### MATERIAL PROVIDED ###
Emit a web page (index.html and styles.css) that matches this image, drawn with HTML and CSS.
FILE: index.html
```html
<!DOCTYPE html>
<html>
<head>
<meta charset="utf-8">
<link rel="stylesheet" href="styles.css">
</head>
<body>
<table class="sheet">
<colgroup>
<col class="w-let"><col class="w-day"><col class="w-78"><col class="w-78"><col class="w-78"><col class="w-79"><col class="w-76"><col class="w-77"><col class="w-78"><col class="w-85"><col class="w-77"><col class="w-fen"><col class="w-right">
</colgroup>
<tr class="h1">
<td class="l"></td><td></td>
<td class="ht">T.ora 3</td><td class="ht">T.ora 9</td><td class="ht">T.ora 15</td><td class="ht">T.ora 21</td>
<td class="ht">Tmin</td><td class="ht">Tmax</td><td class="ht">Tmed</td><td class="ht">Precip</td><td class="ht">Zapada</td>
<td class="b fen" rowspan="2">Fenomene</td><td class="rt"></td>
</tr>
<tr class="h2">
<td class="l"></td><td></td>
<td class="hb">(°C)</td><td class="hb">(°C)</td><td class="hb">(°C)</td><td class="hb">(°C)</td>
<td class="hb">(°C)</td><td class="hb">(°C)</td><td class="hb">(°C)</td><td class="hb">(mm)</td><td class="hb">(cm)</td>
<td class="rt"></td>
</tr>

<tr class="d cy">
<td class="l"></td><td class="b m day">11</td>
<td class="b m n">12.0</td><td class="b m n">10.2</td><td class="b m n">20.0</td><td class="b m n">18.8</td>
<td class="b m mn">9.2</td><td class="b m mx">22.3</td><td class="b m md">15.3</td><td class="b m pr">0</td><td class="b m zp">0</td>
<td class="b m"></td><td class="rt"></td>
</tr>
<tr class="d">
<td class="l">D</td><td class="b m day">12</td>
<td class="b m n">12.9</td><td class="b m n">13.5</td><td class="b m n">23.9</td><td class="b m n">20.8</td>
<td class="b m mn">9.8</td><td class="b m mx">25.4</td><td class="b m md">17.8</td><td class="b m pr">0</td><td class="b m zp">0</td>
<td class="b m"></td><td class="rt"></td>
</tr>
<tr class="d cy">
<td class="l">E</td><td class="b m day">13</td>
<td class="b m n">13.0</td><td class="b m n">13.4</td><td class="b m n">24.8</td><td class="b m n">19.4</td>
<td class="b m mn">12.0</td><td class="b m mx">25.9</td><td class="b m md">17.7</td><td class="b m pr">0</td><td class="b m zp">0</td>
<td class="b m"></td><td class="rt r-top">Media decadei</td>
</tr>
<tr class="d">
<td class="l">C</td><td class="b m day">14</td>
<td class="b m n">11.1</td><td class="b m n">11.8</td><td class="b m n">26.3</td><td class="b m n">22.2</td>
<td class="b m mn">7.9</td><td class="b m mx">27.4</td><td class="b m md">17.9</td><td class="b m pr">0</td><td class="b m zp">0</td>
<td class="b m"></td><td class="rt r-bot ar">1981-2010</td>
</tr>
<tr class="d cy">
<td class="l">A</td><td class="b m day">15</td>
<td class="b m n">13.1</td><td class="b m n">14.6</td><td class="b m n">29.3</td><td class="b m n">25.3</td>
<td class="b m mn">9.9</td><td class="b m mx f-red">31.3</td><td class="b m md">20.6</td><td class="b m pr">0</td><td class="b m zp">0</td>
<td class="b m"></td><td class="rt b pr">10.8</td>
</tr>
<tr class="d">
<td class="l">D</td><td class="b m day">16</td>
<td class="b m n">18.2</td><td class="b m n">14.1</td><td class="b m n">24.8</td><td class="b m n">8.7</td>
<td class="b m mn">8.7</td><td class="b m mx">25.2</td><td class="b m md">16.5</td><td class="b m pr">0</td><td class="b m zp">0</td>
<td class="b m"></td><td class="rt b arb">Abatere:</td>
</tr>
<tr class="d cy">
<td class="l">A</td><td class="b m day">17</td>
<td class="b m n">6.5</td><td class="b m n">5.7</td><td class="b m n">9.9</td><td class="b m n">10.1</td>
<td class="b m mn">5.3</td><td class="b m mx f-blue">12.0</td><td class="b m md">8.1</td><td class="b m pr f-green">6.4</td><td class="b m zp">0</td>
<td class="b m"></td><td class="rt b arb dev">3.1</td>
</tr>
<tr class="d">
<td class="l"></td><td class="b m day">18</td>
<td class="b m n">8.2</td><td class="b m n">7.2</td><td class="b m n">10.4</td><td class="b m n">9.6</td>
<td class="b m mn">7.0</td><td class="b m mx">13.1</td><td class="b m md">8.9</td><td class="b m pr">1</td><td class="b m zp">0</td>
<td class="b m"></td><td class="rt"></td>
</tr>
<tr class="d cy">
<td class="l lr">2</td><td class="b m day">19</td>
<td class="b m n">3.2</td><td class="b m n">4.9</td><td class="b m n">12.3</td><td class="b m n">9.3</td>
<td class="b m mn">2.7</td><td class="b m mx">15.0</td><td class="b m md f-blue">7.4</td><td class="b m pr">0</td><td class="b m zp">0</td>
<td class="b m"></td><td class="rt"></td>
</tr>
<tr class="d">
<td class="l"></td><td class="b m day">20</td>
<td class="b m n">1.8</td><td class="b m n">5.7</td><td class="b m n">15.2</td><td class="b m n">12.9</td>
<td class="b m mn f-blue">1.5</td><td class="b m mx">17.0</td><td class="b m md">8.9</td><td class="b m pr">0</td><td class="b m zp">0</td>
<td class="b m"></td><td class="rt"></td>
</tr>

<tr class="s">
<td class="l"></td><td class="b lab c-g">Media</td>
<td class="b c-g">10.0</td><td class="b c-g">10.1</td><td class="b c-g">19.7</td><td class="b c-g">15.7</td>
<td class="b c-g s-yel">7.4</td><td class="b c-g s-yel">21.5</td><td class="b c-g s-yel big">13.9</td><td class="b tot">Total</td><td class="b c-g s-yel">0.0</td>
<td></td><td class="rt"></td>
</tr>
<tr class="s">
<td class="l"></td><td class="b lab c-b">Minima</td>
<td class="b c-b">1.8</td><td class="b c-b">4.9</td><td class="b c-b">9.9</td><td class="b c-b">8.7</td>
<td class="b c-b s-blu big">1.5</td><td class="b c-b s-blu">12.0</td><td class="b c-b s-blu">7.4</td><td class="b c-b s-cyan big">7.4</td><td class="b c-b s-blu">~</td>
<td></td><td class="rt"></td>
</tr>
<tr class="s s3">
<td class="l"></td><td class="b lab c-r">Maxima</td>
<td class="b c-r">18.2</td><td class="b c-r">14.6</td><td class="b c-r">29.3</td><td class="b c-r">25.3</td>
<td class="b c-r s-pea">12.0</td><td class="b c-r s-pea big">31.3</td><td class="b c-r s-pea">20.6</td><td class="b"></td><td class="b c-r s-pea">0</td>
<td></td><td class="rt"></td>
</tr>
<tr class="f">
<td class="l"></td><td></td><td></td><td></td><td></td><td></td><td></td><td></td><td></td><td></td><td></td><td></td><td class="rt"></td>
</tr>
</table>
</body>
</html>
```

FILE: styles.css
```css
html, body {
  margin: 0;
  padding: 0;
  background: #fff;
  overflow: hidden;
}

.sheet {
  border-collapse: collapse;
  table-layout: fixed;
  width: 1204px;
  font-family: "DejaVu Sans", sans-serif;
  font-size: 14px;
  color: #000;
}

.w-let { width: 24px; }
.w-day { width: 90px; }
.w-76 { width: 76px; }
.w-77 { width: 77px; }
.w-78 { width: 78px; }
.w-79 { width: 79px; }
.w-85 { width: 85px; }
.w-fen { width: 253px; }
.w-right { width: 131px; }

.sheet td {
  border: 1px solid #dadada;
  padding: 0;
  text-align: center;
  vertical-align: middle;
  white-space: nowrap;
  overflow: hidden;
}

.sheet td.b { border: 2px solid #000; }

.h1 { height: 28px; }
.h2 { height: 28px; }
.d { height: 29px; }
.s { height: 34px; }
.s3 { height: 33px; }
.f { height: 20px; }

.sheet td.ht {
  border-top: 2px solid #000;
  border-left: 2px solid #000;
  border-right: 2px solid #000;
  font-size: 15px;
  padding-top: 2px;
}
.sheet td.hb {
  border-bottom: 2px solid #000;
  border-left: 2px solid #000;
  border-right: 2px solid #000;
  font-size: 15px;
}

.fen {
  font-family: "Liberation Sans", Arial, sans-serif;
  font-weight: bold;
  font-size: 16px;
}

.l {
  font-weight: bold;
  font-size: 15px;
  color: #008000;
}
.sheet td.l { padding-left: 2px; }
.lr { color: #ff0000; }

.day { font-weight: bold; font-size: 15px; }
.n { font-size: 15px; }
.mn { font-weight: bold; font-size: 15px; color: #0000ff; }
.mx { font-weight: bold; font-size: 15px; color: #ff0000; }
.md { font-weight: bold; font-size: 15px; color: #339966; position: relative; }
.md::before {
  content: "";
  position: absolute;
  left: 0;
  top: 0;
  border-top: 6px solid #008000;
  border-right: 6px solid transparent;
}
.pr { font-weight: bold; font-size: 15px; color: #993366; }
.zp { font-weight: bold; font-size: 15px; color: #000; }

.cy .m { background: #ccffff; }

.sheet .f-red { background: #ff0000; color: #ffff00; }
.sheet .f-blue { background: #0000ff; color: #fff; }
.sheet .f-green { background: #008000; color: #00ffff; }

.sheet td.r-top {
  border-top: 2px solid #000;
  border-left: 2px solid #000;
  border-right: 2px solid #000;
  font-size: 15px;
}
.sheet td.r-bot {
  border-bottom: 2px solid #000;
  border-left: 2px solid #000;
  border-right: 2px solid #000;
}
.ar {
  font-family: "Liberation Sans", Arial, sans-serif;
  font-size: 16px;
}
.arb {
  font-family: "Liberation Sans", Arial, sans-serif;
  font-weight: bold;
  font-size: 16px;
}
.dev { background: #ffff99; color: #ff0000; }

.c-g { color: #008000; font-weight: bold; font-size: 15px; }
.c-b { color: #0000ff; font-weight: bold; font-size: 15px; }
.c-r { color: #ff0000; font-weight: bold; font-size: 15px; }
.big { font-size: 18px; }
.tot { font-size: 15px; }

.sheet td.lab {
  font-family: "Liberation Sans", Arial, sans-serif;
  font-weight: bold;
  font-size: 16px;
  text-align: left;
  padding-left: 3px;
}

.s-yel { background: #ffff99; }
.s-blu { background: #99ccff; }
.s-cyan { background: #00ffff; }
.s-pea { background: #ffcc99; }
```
###
| WHAT YOU ARE ASKED TO DO |
Find all lines where the word "index" appears. Copy them.

| WRITTEN ANSWER |
Emit a web page (index.html and styles.css) that matches this image, drawn with HTML and CSS.
FILE: index.html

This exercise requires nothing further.